Previously, the ability of diffusion MR metrics such as ADC and FA to distinguish peritumoral edema of HGGs from that of SBMs has been widely investigated, but the study results remain controversial [8,9,10]. In the present study, although five diffusion models were utilized, no significant differences were found in any of the diffusion parameters between the peritumoral edema of HGGs and SBMs. These inconsistent results may contribute to the intrinsic heterogeneity of HGGs.
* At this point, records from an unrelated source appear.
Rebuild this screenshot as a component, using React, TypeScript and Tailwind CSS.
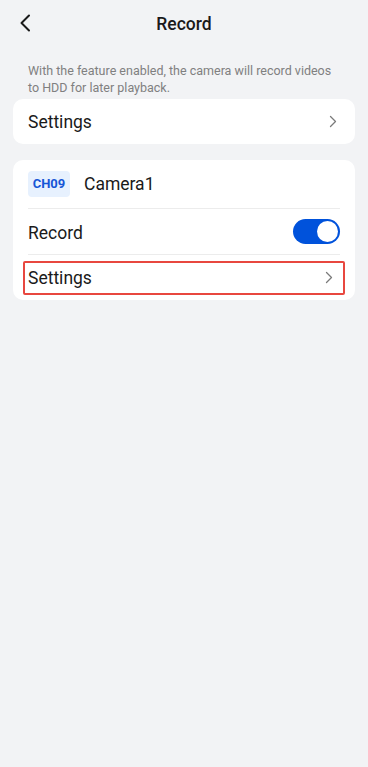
export default function App() {
  return (
    <div
      className="min-h-screen bg-[#f2f3f5] text-[#1a1a1a]"
      style={{ fontFamily: "Roboto, 'Noto Sans', sans-serif" }}
    >
      <div className="relative flex h-[46px] items-center justify-center pt-[3px]">
        <button className="absolute left-[18px] top-[14px] flex h-[18px] w-[14px] items-center justify-center">
          <svg width="12" height="18" viewBox="0 0 12 18" fill="none">
            <path d="M10 1.5 L2.5 9 L10 16.5" stroke="#1a1a1a" strokeWidth="2" strokeLinecap="round" strokeLinejoin="round" />
          </svg>
        </button>
        <h1 className="text-[17.5px] font-medium">Record</h1>
      </div>

      <p className="px-[28px] pt-[17px] text-[12.5px] leading-[16.5px] text-[#808080]">
        With the feature enabled, the camera will record videos to HDD for later playback.
      </p>

      <div className="mx-[13px] mt-[3px] flex h-[45px] items-center justify-between rounded-[10px] bg-white pl-[15px] pr-[18px]">
        <span className="pt-[2px] text-[17.5px]">Settings</span>
        <Chevron />
      </div>

      <div className="mx-[13px] mt-[16px] rounded-[10px] bg-white px-[15px]">
        <div className="flex h-[49px] items-center gap-[14px] border-b border-[#ececec]">
          <span className="flex h-[26px] w-[42px] items-center justify-center rounded-[4px] bg-[#e7f1fe] text-[13px] font-bold text-[#1656d6]">
            CH09
          </span>
          <span className="pt-[1px] text-[17.5px]">Camera1</span>
        </div>
        <div className="flex h-[46px] items-center justify-between border-b border-[#ececec]">
          <span className="pt-[3px] text-[17.5px]">Record</span>
          <div className="flex h-[25px] w-[47px] items-center justify-end rounded-full bg-[#0052db] pr-[2px]">
            <div className="h-[21px] w-[21px] rounded-full bg-white" />
          </div>
        </div>
        <div className="-mx-[5px] flex h-[45px] items-center py-[5px]">
          <div className="flex h-[34px] w-full items-center justify-between rounded-[2px] border-2 border-[#e8473f] pl-[3px] pr-[10px]">
            <span className="pt-[2px] text-[17.5px]">Settings</span>
            <Chevron />
          </div>
        </div>
      </div>
    </div>
  );
}

function Chevron() {
  return (
    <svg width="8" height="13" viewBox="0 0 8 13" fill="none">
      <path d="M1.5 1.5 L6.5 6.5 L1.5 11.5" stroke="#7a7a7a" strokeWidth="1.3" strokeLinecap="round" strokeLinejoin="round" />
    </svg>
  );
}
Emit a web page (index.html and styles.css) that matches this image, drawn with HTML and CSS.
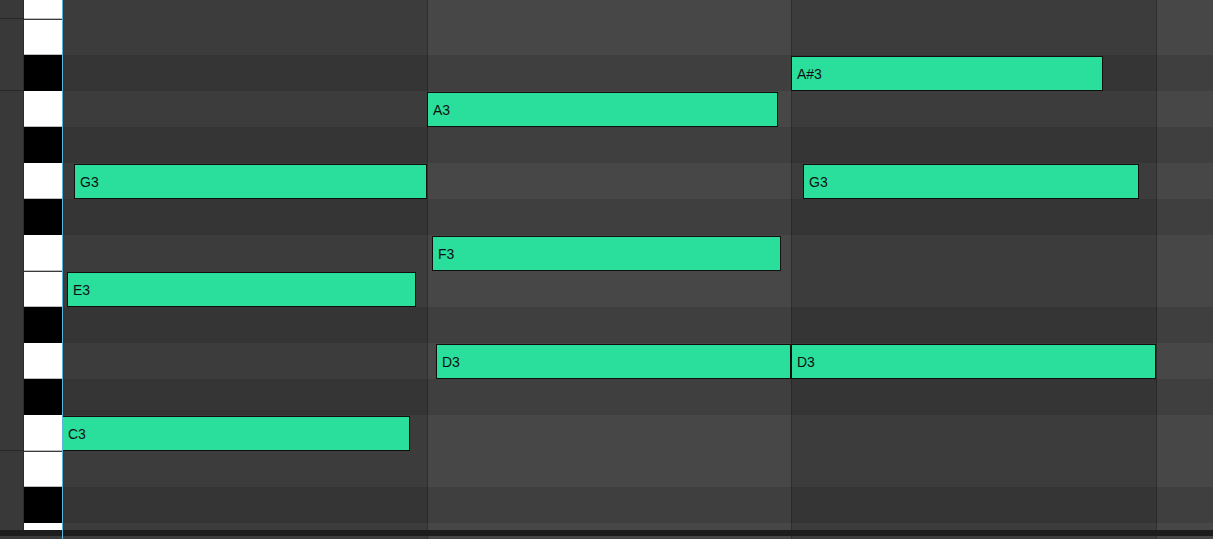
FILE: index.html
```html
<!doctype html>
<html>
  <head>
    <meta charset="UTF-8" />
    <title>Piano Roll</title>
    <link rel="stylesheet" href="styles.css">
  </head>
  <body>
    <div class="editor">
      <!-- keyboard side -->
      <div class="side">
        <div class="side-view">
          <div class="side-lanes">
            <!-- octave gutter -->
            <div class="gutter">
              <div class="gutter-seg seg-c4"></div>
              <div class="gutter-seg seg-b3"></div>
              <div class="gutter-seg seg-a3"></div>
              <div class="gutter-seg seg-b2"></div>
            </div>
            <!-- keys C4 .. A2 -->
            <div class="keys">
              <div class="key white"></div>
              <div class="key white edge"></div>
              <div class="key black"></div>
              <div class="key white"></div>
              <div class="key black"></div>
              <div class="key white"></div>
              <div class="key black"></div>
              <div class="key white"></div>
              <div class="key white edge"></div>
              <div class="key black"></div>
              <div class="key white"></div>
              <div class="key black"></div>
              <div class="key white"></div>
              <div class="key white edge"></div>
              <div class="key black"></div>
              <div class="key white"></div>
            </div>
          </div>
        </div>
        <div class="hbar"></div>
        <div class="side-foot"></div>
      </div>

      <!-- note grid -->
      <div class="main">
        <div class="bar bar-1"></div>
        <div class="bar bar-2"></div>
        <div class="bar bar-3"></div>
        <div class="bar bar-4"></div>

        <div class="viewport">
          <div class="lanes">
            <div class="rows">
              <div class="row"></div>
              <div class="row"></div>
              <div class="row dark"></div>
              <div class="row"></div>
              <div class="row dark"></div>
              <div class="row"></div>
              <div class="row dark"></div>
              <div class="row"></div>
              <div class="row"></div>
              <div class="row dark"></div>
              <div class="row"></div>
              <div class="row dark"></div>
              <div class="row"></div>
              <div class="row"></div>
              <div class="row dark"></div>
              <div class="row"></div>
            </div>
            <!-- notes: top = row * 36 + 1 -->
            <div class="notes">
              <div class="note" style="left: 728px; top: 73px; width: 312px">A#3</div>
              <div class="note" style="left: 364px; top: 109px; width: 351px">A3</div>
              <div class="note" style="left: 11px; top: 181px; width: 353px">G3</div>
              <div class="note" style="left: 740px; top: 181px; width: 336px">G3</div>
              <div class="note" style="left: 369px; top: 253px; width: 349px">F3</div>
              <div class="note" style="left: 4px; top: 289px; width: 349px">E3</div>
              <div class="note" style="left: 373px; top: 361px; width: 355px">D3</div>
              <div class="note" style="left: 728px; top: 361px; width: 365px">D3</div>
              <div class="note" style="left: -1px; top: 433px; width: 348px">C3</div>
            </div>
          </div>
        </div>
        <div class="hbar main-hbar"></div>
      </div>
    </div>
  </body>
</html>
```
FILE: styles.css
```css
body {
  margin: 0;
  width: 1213px;
  height: 539px;
  overflow: hidden;
  background-color: #3a3a3a;
  font-family: 'Liberation Sans', Arial, sans-serif;
  -webkit-font-smoothing: antialiased;
}

/* start */
.editor {
  display: flex;
  width: 100%;
  height: 100%;
}

/* keyboard side */
.side {
  width: 62px;
  display: grid;
  grid-template-rows: 530px 6px 1fr;
  border-right: 1px solid #5cb4d8;
}
.side-view {
  overflow: hidden;
}
.side-lanes {
  display: flex;
  margin-top: -17px;
}
.gutter {
  width: 24px;
  display: flex;
  flex-direction: column;
  background-color: #393939;
  box-shadow: inset -1px 0 0 #2c2c2c;
}
.gutter-seg {
  box-sizing: border-box;
  border-bottom: 1px solid #262626;
}
.gutter > .seg-c4 {
  height: 36px;
}
.gutter > .seg-b3 {
  height: 72px;
}
.gutter > .seg-a3 {
  height: 360px;
}
.gutter > .seg-b2 {
  height: 108px;
  border-bottom: none;
}
.keys {
  width: 38px;
  display: flex;
  flex-direction: column;
}
.key {
  height: 36px;
  box-sizing: border-box;
}
.keys > .white {
  background-color: #ffffff;
  box-shadow: inset 0 -1px 0 #bdbdbd;
}
.keys > .edge {
  border-top: 1px solid #3a3a3a;
}
.keys > .black {
  background-color: #000000;
}
.hbar {
  background-color: #1c1c1c;
}
.side-foot {
  background-color: #3a3a3a;
}

/* note grid */
.main {
  flex: 1;
  display: grid;
  grid-template-columns: 364px 364px 365px 1fr;
  grid-template-rows: 530px 6px 1fr;
}
.main > .bar {
  grid-row: 1 / -1;
  background-color: #3c3c3c;
}
.main > .bar-1 {
  grid-column: 1;
}
.main > .bar-2 {
  grid-column: 2;
  background-color: #474747;
  border-left: 1px solid #2e2e2e;
}
.main > .bar-3 {
  grid-column: 3;
  border-left: 1px solid #2e2e2e;
}
.main > .bar-4 {
  grid-column: 4;
  background-color: #474747;
  border-left: 1px solid #2e2e2e;
}
.main > .viewport {
  grid-row: 1;
  grid-column: 1 / -1;
  overflow: hidden;
}
.main > .main-hbar {
  grid-row: 2;
  grid-column: 1 / -1;
}
.lanes {
  position: relative;
  margin-top: -17px;
}
.rows {
  display: flex;
  flex-direction: column;
}
.rows > .row {
  height: 36px;
}
.rows > .dark {
  background-color: rgba(0, 0, 0, 0.1);
}
.note {
  position: absolute;
  height: 35px;
  box-sizing: border-box;
  display: flex;
  align-items: center;
  padding-left: 5px;
  background-color: #2ade9b;
  border: 1px solid #0f0f0f;
  color: #111111;
  font-size: 14px;
}
```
Although it was confirmed histologically that tumor cells exist in the peritumoral edema of HGGs, the magnitude of tumor cell infiltration actually has a substantially wide range [36]. Thus, minimal tumor infiltration may not cause a significant signal change in diffusion MRI. Further studies applying three-dimensional texture analysis of volumetric diffusion MR images could provide additional information on the heterogeneity of tumor cell infiltration in peritumoral edema, which may be helpful in the differentiation of tumor-infiltrated edema from purely vasogenic edema.

Our study has some limitations. First, the sample size was small for both the HGG and SBM groups, as all patients were prospectively enrolled from a single institution. However, our study showed that the advanced diffusion-weighted technique NODDI-based Viso had a desirable diagnostic performance (AUC = 0.871) for distinguishing HGGs from SBMs. This model deserves further study with a larger sample size to validate the current results. Second, the diffusion MR examination in our study requires a long scan duration of approximately 10 min. In the future, this problem can be overcome by using advanced techniques, such as compressed sensing [37] and simultaneous multislice acquisition techniques [38].

Conclusion

Our study shows that NODDI outperforms MAP-MRI, DKI, DTI and DWI in distinguishing HGGs from SBMs. Among all the diffusion metrics, NODDI-based Viso has the highest performance in differentiating between HGGs and SBMs.